[Code that builds pages]
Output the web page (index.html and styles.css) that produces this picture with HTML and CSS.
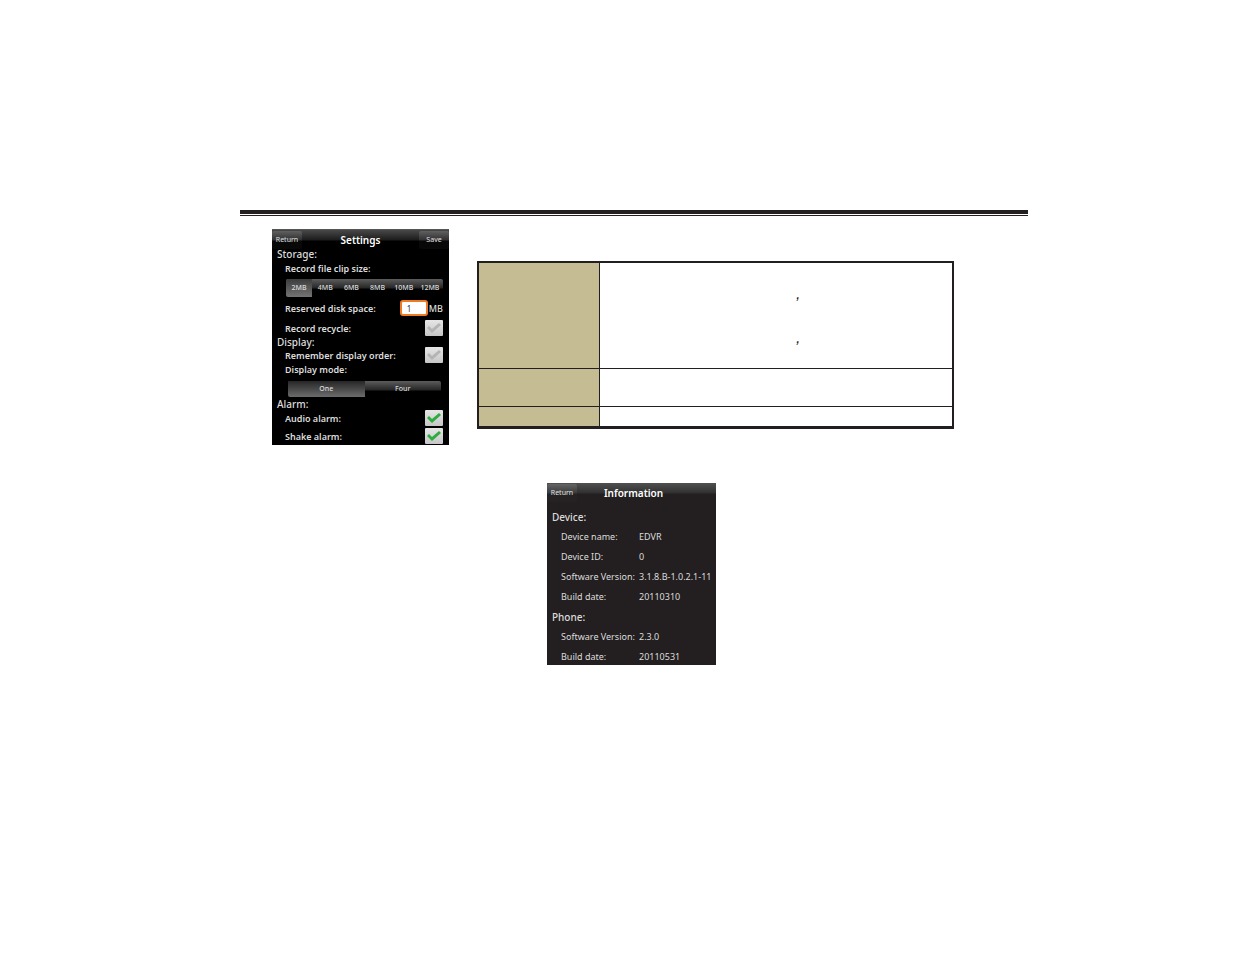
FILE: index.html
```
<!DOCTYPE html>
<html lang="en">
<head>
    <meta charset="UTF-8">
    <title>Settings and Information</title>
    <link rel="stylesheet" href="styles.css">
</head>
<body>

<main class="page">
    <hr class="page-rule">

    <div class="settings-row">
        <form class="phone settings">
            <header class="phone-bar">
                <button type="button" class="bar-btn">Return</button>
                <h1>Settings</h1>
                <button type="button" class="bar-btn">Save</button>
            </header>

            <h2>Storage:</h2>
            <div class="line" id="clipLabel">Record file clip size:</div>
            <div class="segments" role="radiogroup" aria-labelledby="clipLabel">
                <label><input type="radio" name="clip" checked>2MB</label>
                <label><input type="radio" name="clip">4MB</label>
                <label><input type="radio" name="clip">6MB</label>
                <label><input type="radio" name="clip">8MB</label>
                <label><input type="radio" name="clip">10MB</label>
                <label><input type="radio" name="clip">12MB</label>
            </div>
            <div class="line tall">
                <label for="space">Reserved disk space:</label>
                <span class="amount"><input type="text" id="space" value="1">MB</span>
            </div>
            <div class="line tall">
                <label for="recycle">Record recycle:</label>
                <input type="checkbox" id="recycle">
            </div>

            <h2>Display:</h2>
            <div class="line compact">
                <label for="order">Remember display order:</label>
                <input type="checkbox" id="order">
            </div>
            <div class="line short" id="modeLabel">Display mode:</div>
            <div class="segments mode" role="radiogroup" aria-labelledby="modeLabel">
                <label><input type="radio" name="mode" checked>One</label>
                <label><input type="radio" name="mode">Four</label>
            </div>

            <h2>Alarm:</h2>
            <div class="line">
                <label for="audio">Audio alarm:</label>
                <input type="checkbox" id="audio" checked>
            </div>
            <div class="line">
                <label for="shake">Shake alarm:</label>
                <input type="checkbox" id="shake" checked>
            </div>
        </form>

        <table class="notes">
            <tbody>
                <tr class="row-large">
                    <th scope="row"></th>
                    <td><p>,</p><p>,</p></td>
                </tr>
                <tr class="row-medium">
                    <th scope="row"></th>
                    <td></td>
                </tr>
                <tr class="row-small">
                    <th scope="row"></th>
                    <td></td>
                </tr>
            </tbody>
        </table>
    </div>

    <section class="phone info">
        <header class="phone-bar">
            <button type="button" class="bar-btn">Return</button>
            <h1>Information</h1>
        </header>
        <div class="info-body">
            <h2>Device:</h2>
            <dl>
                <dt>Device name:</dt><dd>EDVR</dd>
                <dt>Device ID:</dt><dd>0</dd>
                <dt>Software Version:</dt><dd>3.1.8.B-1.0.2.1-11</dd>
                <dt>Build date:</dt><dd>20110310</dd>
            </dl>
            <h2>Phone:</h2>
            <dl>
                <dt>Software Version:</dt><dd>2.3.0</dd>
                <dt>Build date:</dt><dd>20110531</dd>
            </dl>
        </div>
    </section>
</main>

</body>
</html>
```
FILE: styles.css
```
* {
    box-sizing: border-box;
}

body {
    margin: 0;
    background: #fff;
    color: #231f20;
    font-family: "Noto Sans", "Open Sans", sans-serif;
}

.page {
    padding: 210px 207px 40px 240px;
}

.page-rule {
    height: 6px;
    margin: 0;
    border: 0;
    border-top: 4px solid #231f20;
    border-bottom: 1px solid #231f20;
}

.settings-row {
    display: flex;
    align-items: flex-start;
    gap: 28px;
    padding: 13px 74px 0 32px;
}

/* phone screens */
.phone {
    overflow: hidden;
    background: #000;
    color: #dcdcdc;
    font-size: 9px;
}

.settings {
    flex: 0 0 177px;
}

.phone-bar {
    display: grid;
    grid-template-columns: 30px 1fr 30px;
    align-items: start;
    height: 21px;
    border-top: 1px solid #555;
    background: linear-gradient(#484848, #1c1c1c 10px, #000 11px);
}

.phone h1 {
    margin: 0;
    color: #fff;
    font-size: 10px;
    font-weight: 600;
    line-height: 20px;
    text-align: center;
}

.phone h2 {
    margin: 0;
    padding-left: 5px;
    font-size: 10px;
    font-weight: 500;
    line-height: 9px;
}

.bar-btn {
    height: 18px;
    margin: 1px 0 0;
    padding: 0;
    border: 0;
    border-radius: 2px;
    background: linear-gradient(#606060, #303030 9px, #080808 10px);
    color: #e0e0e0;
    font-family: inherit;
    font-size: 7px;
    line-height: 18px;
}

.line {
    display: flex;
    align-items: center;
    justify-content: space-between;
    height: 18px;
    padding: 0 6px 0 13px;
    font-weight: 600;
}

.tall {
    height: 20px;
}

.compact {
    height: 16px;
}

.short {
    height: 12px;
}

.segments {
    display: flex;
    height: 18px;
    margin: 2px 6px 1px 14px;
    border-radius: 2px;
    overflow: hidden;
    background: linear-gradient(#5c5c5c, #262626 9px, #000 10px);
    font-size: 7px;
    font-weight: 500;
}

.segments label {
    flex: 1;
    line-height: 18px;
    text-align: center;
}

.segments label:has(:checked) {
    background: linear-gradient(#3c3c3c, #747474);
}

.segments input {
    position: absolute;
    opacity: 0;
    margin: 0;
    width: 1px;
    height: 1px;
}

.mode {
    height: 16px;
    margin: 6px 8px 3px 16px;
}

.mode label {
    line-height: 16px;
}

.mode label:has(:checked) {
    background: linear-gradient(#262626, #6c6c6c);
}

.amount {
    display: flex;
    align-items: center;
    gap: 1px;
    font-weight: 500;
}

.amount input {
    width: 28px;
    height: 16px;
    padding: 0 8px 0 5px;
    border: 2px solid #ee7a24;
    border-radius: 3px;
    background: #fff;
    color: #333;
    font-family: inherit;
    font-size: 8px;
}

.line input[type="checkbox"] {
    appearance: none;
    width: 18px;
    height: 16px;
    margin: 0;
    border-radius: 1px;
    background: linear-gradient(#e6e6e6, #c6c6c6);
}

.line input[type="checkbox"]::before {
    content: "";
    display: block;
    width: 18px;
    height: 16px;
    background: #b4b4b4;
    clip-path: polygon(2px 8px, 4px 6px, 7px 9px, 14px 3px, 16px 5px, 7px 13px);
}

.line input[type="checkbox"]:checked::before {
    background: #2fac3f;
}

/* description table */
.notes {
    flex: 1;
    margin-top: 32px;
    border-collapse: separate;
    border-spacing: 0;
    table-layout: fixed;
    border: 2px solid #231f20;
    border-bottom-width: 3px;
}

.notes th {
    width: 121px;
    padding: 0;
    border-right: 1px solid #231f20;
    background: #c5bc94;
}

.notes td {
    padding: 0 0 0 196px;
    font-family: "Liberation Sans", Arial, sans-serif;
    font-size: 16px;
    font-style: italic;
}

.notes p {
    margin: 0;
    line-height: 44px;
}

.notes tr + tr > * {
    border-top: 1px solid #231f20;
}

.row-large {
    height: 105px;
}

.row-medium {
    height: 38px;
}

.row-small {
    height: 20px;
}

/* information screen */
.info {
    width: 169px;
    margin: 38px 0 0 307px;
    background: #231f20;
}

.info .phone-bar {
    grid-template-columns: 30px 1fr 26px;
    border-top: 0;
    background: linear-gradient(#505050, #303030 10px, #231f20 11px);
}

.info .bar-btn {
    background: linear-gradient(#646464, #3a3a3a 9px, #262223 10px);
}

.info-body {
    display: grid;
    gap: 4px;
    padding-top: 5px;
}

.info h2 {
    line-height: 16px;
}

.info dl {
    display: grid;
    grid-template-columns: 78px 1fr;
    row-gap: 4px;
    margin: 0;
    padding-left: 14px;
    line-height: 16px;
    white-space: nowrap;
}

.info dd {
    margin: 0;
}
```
==
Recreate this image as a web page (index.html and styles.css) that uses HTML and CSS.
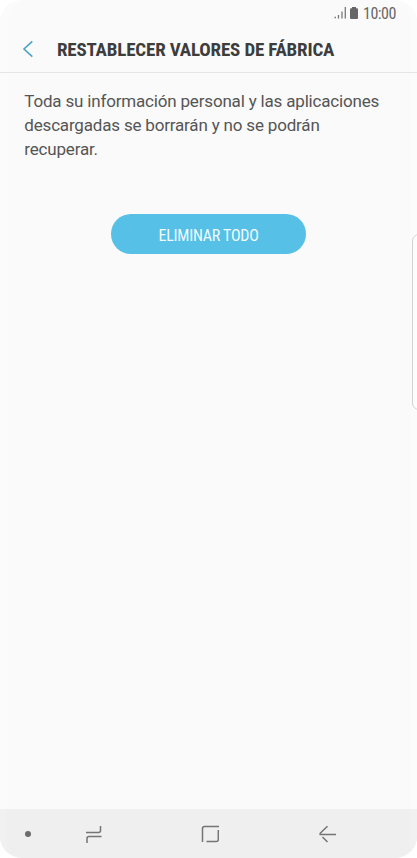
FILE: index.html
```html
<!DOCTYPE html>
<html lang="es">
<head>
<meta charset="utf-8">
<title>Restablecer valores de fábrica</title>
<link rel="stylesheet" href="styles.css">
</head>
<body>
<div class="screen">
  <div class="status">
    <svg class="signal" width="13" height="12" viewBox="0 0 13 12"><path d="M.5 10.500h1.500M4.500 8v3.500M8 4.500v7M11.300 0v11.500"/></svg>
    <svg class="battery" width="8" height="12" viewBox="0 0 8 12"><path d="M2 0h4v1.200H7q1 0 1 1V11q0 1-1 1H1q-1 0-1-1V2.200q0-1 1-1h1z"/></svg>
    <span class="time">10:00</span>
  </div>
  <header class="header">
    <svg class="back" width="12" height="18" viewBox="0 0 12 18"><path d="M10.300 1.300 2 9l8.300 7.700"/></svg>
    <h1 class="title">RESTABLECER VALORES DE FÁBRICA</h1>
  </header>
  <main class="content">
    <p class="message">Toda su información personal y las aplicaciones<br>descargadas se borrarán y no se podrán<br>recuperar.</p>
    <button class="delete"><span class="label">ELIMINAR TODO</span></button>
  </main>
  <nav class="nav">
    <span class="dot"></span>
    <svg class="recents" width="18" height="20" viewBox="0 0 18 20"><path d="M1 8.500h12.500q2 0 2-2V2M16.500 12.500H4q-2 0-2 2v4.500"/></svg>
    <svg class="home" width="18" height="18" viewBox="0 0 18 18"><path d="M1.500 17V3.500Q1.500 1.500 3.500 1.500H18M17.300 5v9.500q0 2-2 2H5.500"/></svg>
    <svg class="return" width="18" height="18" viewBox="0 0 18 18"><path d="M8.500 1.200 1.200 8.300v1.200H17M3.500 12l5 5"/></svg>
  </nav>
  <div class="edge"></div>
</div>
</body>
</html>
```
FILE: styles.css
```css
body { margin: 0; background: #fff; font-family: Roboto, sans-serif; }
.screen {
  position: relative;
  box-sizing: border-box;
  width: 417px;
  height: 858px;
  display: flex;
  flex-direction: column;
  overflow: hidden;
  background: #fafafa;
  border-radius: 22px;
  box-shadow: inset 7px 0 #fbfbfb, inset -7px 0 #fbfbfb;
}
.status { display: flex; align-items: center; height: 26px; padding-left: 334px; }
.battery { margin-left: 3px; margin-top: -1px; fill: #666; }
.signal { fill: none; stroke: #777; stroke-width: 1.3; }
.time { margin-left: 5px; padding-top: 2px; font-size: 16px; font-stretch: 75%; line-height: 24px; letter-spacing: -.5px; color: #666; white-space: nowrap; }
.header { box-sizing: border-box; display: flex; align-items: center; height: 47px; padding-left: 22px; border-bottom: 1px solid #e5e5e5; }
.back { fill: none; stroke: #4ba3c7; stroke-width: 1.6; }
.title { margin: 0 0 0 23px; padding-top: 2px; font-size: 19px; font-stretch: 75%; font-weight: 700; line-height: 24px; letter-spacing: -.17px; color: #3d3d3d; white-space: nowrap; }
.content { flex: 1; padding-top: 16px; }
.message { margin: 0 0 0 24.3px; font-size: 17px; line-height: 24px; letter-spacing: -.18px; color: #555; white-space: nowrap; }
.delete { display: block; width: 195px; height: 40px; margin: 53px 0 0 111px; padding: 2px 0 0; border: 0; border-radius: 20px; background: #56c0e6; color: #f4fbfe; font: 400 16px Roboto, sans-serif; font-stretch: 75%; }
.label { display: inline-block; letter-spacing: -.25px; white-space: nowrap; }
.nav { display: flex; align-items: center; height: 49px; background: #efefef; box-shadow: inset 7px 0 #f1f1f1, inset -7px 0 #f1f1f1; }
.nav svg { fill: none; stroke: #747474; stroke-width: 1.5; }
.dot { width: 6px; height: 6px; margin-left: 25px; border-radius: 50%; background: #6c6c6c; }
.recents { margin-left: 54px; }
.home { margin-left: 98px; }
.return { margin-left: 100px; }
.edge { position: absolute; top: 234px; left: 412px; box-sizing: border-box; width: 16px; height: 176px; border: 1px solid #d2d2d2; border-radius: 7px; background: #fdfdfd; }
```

**Problem requirements**:
Your answer should be only the number of lines that hold the word "styles".

**Exercise answer**:
6